I regretted the loss when others described its flavor. For me, the taste of the juice became an unexperienced treasure whose mystique expanded over the years, and although my mother canned tomatoes every fall, for some reason, she had never asked for the family recipe. But after my grandmother passed away, Mother found her handwritten instructions tucked away in a collection of recipes. Her eyes brightened as she reminisced about that first sip of juice, and she pocketed the card.

The following fall, when I arrived home from school, I smelled hot tomatoes. The scent of vinegar and cloves drew me to the kitchen. My mother had chopped and cooked onions, pureéd the tomatoes, and stirred in the remaining ingredients listed in my grandmother's hand. A cluster of quart jars filled with a deep-red liquid glowed on the kitchen counter.

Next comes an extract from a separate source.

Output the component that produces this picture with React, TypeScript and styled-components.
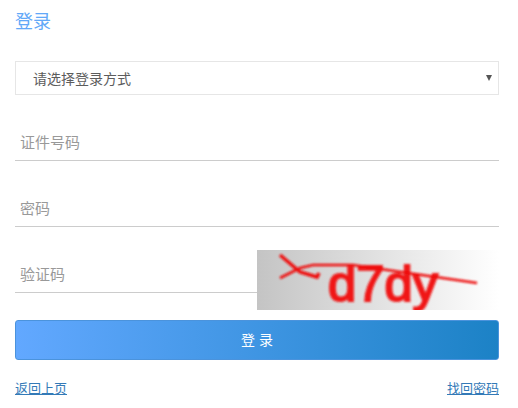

That evening, my mother served each of us a small glass of juice. My brother, who was not an adventurous eater, gingerly tasted his and declared it "all right." I inhaled the spicy fragrance and sipped. The vinegar and cloves added a bite to the sweetness, and I loved the idea that at last, I was experiencing a moment shared by my grandparents and parents.

After that encounter, the juice appeared before celebratory dinners such as Thanksgiving or Easter and provided a touch of elegance.

The summer before I wed, I took up canning and cooked a batch of tomato juice. Unlike my mother, who was introduced to the family treasure before her marriage, my husband, John, did not taste the blend until after our wedding. We had invited guests over to share dinner, so I served the juice as an appetizer and watched John's reaction.

"That's really good," he said as he paused to savor the flavors. "You need to can more of this."

So every fall, I simmer the same vegetables that my grandmother and mother cooked and seal the steaming liquid into Mason jars. I tend to serve the juice often and like to watch folks' reactions. And daily, I draw from my grandmother's examples and seek to discover simple ways that transform both meals and life from the ordinary into the memorable.